▸ Prompt: Return all of the data exactly as written, without the pictures.

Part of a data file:
-.-.-
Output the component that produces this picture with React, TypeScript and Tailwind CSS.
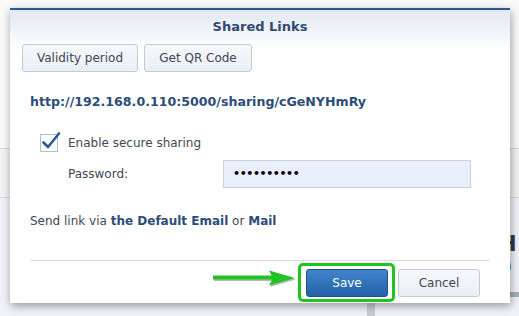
const font = { fontFamily: '"DejaVu Sans", Verdana, sans-serif' };

function Arrow() {
  return (
    <svg width="82" height="20" viewBox="0 0 82 20" className="-mt-[5px] shrink-0">
      <g transform="translate(1,1.5)" fill="rgba(0,0,0,0.28)">
        <rect x="0" y="5.5" width="60" height="4" />
        <polygon points="56,0.5 82,8 56,15.5 60,8" />
      </g>
      <g fill="#22c322">
        <rect x="0" y="5.5" width="60" height="4" />
        <polygon points="56,0.5 82,8 56,15.5 60,8" />
      </g>
    </svg>
  );
}

function Check() {
  return (
    <div className="relative w-[18px] h-[18px] border border-[#b3bfcc] bg-white shrink-0">
      <svg width="22" height="22" viewBox="0 0 22 22" className="absolute -left-[1px] -top-[5px]">
        <path d="M3.5 12.5 L8 17 L19 3.5" fill="none" stroke="#2b5a94" strokeWidth="2.6" strokeLinecap="round" strokeLinejoin="round" />
      </svg>
    </div>
  );
}

export default function App() {
  return (
    <div className="relative w-[519px] h-[316px] overflow-hidden bg-[#f3f4f7]" style={font}>
      {/* page behind the dialog */}
      <div className="flex flex-col h-full">
        <div className="h-[149px] bg-[#fafafa] border-b border-[#d9dbde]" />
        <div className="h-[49px] bg-[#f3f3f4] border-b border-[#d9dbde]" />
        <div className="flex-1 flex bg-[#f1f3f8]">
          <div className="w-[374px]" />
          <div className="w-[8px] bg-[#c9cdd3]" />
          <div className="w-[126px]" />
          <div className="flex flex-col pt-[35px]">
            <span className="text-[21px] font-bold leading-[22px] text-[#333a44]">H</span>
            <span className="text-[18px] font-bold leading-[22px] mt-[1px] text-[#1e8ad8]">0</span>
            <div className="mt-[14px] h-[5px] w-[20px] bg-[#a9b0b9]" />
          </div>
        </div>
      </div>

      {/* dialog */}
      <div className="absolute left-[10px] top-[8px] w-[500px] border-t-[2px] border-[#2d5a8e] bg-[linear-gradient(to_bottom,#e2e8f2_0px,#ffffff_40px)] shadow-[1px_3px_9px_rgba(0,0,0,0.38)]">
        <div className="h-[34px] flex items-center justify-center text-[13px] font-bold text-[#2f4b70]">
          Shared Links
        </div>

        <div className="h-[28px] flex gap-[6px] pl-[12px]">
          <button className="w-[116px] h-[28px] rounded-[3px] border border-[#c2cbd6] bg-[linear-gradient(to_bottom,#f6f8fb,#eaeef3)] text-[12px] text-[#3e4854]">
            Validity period
          </button>
          <button className="w-[108px] h-[28px] rounded-[3px] border border-[#c2cbd6] bg-[linear-gradient(to_bottom,#f6f8fb,#eaeef3)] text-[12px] text-[#3e4854]">
            Get QR Code
          </button>
        </div>

        <div className="mt-[22px] pl-[20px] leading-[16px] text-[12.6px] font-bold text-[#2c4d78]">
          http://192.168.0.110:5000/sharing/cGeNYHmRy
        </div>

        <div className="mt-[24px] h-[18px] flex items-center gap-[10px] pl-[30px]">
          <Check />
          <span className="text-[12px] text-[#3e4854]">Enable secure sharing</span>
        </div>

        <div className="mt-[8px] h-[28px] flex items-center pl-[58px]">
          <span className="w-[155px] text-[12px] text-[#3e4854]">Password:</span>
          <div className="w-[248px] h-[28px] flex items-center pl-[9px] bg-[#e8effb] border border-[#c6d2e2]">
            <span className="text-[11px] font-bold tracking-[-0.4px] text-black">••••••••••</span>
          </div>
        </div>

        <div className="mt-[25px] pl-[20px] leading-[16px] text-[12px] text-[#3e4854]">
          Send link via <span className="font-bold text-[#2c4d78]">the Default Email</span> or{" "}
          <span className="font-bold text-[#2c4d78]">Mail</span>
        </div>

        <div className="mt-[31px] mx-[20px] h-px bg-[#d9dde2]" />

        <div className="mt-[2px] pb-[1px] pr-[30px] flex items-center justify-end">
          <Arrow />
          <div className="ml-[3px] border-[3px] border-[#1fc41f] rounded-[5px] pl-[5px] pr-[4px] pt-[3px] pb-[2px]">
            <button className="w-[82px] h-[28px] rounded-[3px] border border-[#1f4f8c] bg-[linear-gradient(to_bottom,#4284cc,#2361a8)] text-[12px] text-white block">
              Save
            </button>
          </div>
          <button className="ml-[3px] w-[82px] h-[28px] rounded-[3px] border border-[#c2cbd6] bg-[linear-gradient(to_bottom,#f6f8fb,#eaeef3)] text-[12px] text-[#3e4854]">
            Cancel
          </button>
        </div>
      </div>
    </div>
  );
}
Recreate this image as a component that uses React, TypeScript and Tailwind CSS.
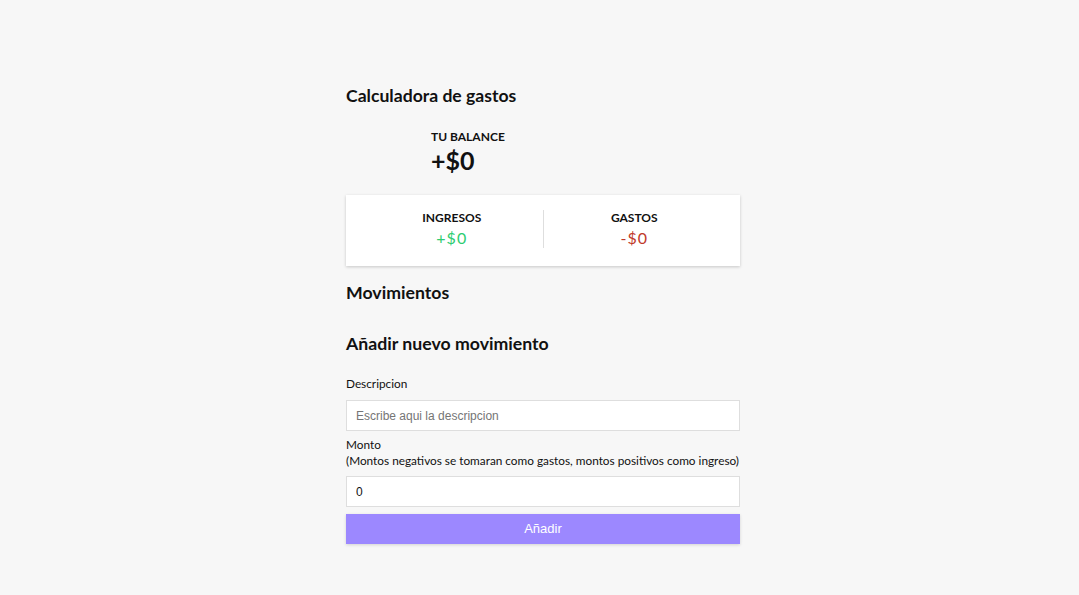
-.-.-
▸ Result of the exercise:
Output the component that produces this picture with React, TypeScript and Tailwind CSS.
const font = { fontFamily: '"DejaVu Sans", Verdana, sans-serif' };

function Arrow() {
  return (
    <svg width="82" height="20" viewBox="0 0 82 20" className="-mt-[5px] shrink-0">
      <g transform="translate(1,1.5)" fill="rgba(0,0,0,0.28)">
        <rect x="0" y="5.5" width="60" height="4" />
        <polygon points="56,0.5 82,8 56,15.5 60,8" />
      </g>
      <g fill="#22c322">
        <rect x="0" y="5.5" width="60" height="4" />
        <polygon points="56,0.5 82,8 56,15.5 60,8" />
      </g>
    </svg>
  );
}

function Check() {
  return (
    <div className="relative w-[18px] h-[18px] border border-[#b3bfcc] bg-white shrink-0">
      <svg width="22" height="22" viewBox="0 0 22 22" className="absolute -left-[1px] -top-[5px]">
        <path d="M3.5 12.5 L8 17 L19 3.5" fill="none" stroke="#2b5a94" strokeWidth="2.6" strokeLinecap="round" strokeLinejoin="round" />
      </svg>
    </div>
  );
}

export default function App() {
  return (
    <div className="relative w-[519px] h-[316px] overflow-hidden bg-[#f3f4f7]" style={font}>
      {/* page behind the dialog */}
      <div className="flex flex-col h-full">
        <div className="h-[149px] bg-[#fafafa] border-b border-[#d9dbde]" />
        <div className="h-[49px] bg-[#f3f3f4] border-b border-[#d9dbde]" />
        <div className="flex-1 flex bg-[#f1f3f8]">
          <div className="w-[374px]" />
          <div className="w-[8px] bg-[#c9cdd3]" />
          <div className="w-[126px]" />
          <div className="flex flex-col pt-[35px]">
            <span className="text-[21px] font-bold leading-[22px] text-[#333a44]">H</span>
            <span className="text-[18px] font-bold leading-[22px] mt-[1px] text-[#1e8ad8]">0</span>
            <div className="mt-[14px] h-[5px] w-[20px] bg-[#a9b0b9]" />
          </div>
        </div>
      </div>

      {/* dialog */}
      <div className="absolute left-[10px] top-[8px] w-[500px] border-t-[2px] border-[#2d5a8e] bg-[linear-gradient(to_bottom,#e2e8f2_0px,#ffffff_40px)] shadow-[1px_3px_9px_rgba(0,0,0,0.38)]">
        <div className="h-[34px] flex items-center justify-center text-[13px] font-bold text-[#2f4b70]">
          Shared Links
        </div>

        <div className="h-[28px] flex gap-[6px] pl-[12px]">
          <button className="w-[116px] h-[28px] rounded-[3px] border border-[#c2cbd6] bg-[linear-gradient(to_bottom,#f6f8fb,#eaeef3)] text-[12px] text-[#3e4854]">
            Validity period
          </button>
          <button className="w-[108px] h-[28px] rounded-[3px] border border-[#c2cbd6] bg-[linear-gradient(to_bottom,#f6f8fb,#eaeef3)] text-[12px] text-[#3e4854]">
            Get QR Code
          </button>
        </div>

        <div className="mt-[22px] pl-[20px] leading-[16px] text-[12.6px] font-bold text-[#2c4d78]">
          http://192.168.0.110:5000/sharing/cGeNYHmRy
        </div>

        <div className="mt-[24px] h-[18px] flex items-center gap-[10px] pl-[30px]">
          <Check />
          <span className="text-[12px] text-[#3e4854]">Enable secure sharing</span>
        </div>

        <div className="mt-[8px] h-[28px] flex items-center pl-[58px]">
          <span className="w-[155px] text-[12px] text-[#3e4854]">Password:</span>
          <div className="w-[248px] h-[28px] flex items-center pl-[9px] bg-[#e8effb] border border-[#c6d2e2]">
            <span className="text-[11px] font-bold tracking-[-0.4px] text-black">••••••••••</span>
          </div>
        </div>

        <div className="mt-[25px] pl-[20px] leading-[16px] text-[12px] text-[#3e4854]">
          Send link via <span className="font-bold text-[#2c4d78]">the Default Email</span> or{" "}
          <span className="font-bold text-[#2c4d78]">Mail</span>
        </div>

        <div className="mt-[31px] mx-[20px] h-px bg-[#d9dde2]" />

        <div className="mt-[2px] pb-[1px] pr-[30px] flex items-center justify-end">
          <Arrow />
          <div className="ml-[3px] border-[3px] border-[#1fc41f] rounded-[5px] pl-[5px] pr-[4px] pt-[3px] pb-[2px]">
            <button className="w-[82px] h-[28px] rounded-[3px] border border-[#1f4f8c] bg-[linear-gradient(to_bottom,#4284cc,#2361a8)] text-[12px] text-white block">
              Save
            </button>
          </div>
          <button className="ml-[3px] w-[82px] h-[28px] rounded-[3px] border border-[#c2cbd6] bg-[linear-gradient(to_bottom,#f6f8fb,#eaeef3)] text-[12px] text-[#3e4854]">
            Cancel
          </button>
        </div>
      </div>
    </div>
  );
}
Recreate this image as a component that uses React, TypeScript and Tailwind CSS.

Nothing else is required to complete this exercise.